In a recent comment, Sam asked:
Out of curiosity, how many hours do you need to fly left seat for a charter op in Canada (or any equivalent of our Part 135)?
The short answer is "1500 total time." A captain need to hold an airline transport licence, and the minimum time to hold one of those is 1500 hours. A considerable amount of multi-engine time and multi-PIC is usually required, so it's the rare pilot who manages to make the numbers line up that soon. Here are numbers from some recent job ads that have appeared on an online job site:
Navajo captain charter/cargo: 1500 hrs TT, 500 hrs Multi, 100 hrs Multi/PIC
King Air 100 captain sched/charter, remote base: ATPL, 250 multi-turbine
Jetstream 31 captain: 2500 Total Time, 1500 Multi, ATPL
It's either the multi time or the PIC time that holds a person up. The only way to get the multi time so soon is to get hired on as an FO while you're still wet behind the ears. Then you're stuck in the right seat for three years, at which point you might quit, or your employer even kicks you out to go and build PIC time. There's an employer recently who was hiring a Metro FO, looking for an ATPL, 1800 total time, and 800 turbine PIC. Someone even commented on the job bulletin board site, on the unliklihood of that combination.

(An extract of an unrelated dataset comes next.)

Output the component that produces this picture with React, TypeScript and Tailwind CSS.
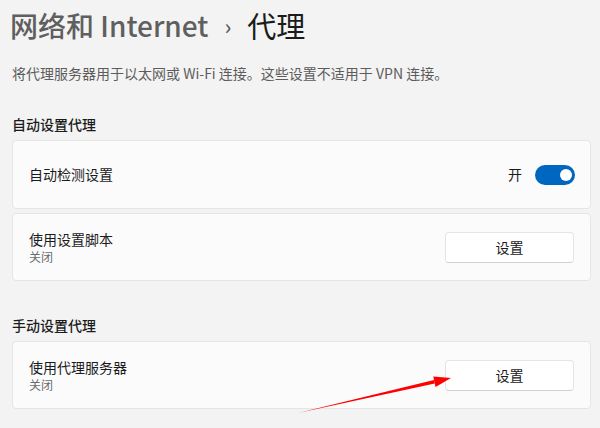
import React from "react";

const font = { fontFamily: '"Noto Sans CJK SC", "Noto Sans", sans-serif' };

function SetButton() {
  return (
    <button className="w-[129px] h-[31px] rounded-[4px] bg-white border border-[#e5e5e5] border-b-[#d0d0d0] text-[14px] text-[#1b1b1b] flex items-center justify-center">
      设置
    </button>
  );
}

function TwoLine({ title, sub }: { title: string; sub: string }) {
  return (
    <div className="flex flex-col">
      <span className="text-[14px] leading-[20px] text-[#1b1b1b]">{title}</span>
      <span className="text-[12px] leading-[16px] text-[#6b6b6b]">{sub}</span>
    </div>
  );
}

export default function App() {
  return (
    <div
      className="relative w-[600px] h-[428px] overflow-hidden bg-[#f3f3f3] pl-[12px] pr-[9px]"
      style={font}
    >
      <div className="h-[50px] flex items-center -ml-[2px] text-[28px] leading-[36px]">
        <span className="text-[#5f5f5f] font-medium">网络和 Internet</span>
        <span className="text-[#5f5f5f] text-[22px] mx-[16px] font-medium">›</span>
        <span className="text-[#1b1b1b] text-[29px] font-normal">代理</span>
      </div>
      <div className="mt-[13px] h-[20px] flex items-center text-[14px] text-[#5c5c5c]">
        将代理服务器用于以太网或 Wi-Fi 连接。这些设置不适用于 VPN 连接。
      </div>
      <div className="mt-[31px] h-[20px] flex items-center text-[14px] font-medium text-[#1b1b1b]">
        自动设置代理
      </div>
      <div className="mt-[6px] h-[69px] rounded-[4px] bg-[#fbfbfb] border border-[#e5e5e5] flex items-center justify-between pl-[16px] pr-[15px]">
        <span className="text-[14px] text-[#1b1b1b]">自动检测设置</span>
        <div className="flex items-center gap-[13px]">
          <span className="text-[14px] text-[#1b1b1b]">开</span>
          <div className="w-[40px] h-[20px] rounded-full bg-[#0067c0] flex items-center justify-end pr-[3px]">
            <div className="w-[12px] h-[12px] rounded-full bg-white" />
          </div>
        </div>
      </div>
      <div className="mt-[4px] h-[68px] rounded-[4px] bg-[#fbfbfb] border border-[#e5e5e5] flex items-center justify-between pl-[16px] pr-[16px]">
        <TwoLine title="使用设置脚本" sub="关闭" />
        <SetButton />
      </div>
      <div className="mt-[34px] h-[20px] flex items-center text-[14px] font-medium text-[#1b1b1b]">
        手动设置代理
      </div>
      <div className="mt-[6px] h-[68px] rounded-[4px] bg-[#fbfbfb] border border-[#e5e5e5] flex items-center justify-between pl-[16px] pr-[16px]">
        <TwoLine title="使用代理服务器" sub="关闭" />
        <SetButton />
      </div>
      <svg
        className="absolute left-0 top-0 pointer-events-none"
        width="600"
        height="428"
        viewBox="0 0 600 428"
      >
        <polygon points="298,413 434.8,383.6 434,380" fill="#ff0000" />
        <polygon points="451,378 435.5,387 433.3,376.5" fill="#ff0000" />
      </svg>
    </div>
  );
}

I would recommend that a pilot starting out do his or her level best to get a first job with an operator who has a mixed fleet of say, Cessna singles, light twins like Piper Seneca or Aztec, flown single pilot, and multi-turbine two-crew. By all means take a first job flying anything but don't get so focused on it that you don't quickly hop to an operator who can give you that advancement path. You build PIC time in the light singles, until you meet total time requirement for the two-crew operation. You prove sensible there and when you have the multi time to be insured PIC in the piston twin. You can earn your ATPL that way, and eventually you PPC left seat in the turbine machine. All without the pain of more job hunting. And I left out the part about working for two years slinging bags.
1 comment:
An ATPL is only required to act as the Pilot-In-Command of an aircraft certificated for the minimum of two crewmembers.
Two crew aircraft in Canada are usually those over 12,500 lbs. and anything that is turbo-jet powered. There are some exceptions, for instance the smaller Citations and Beech 1900 can be flown single pilot under certain provisions.
All of that being said, you can act as the PIC of a King Air with a co-pilot (provided your PPC wasn't single pilot and your company has the appropriate SOPs), without holding an ATPL or having 1500 hours.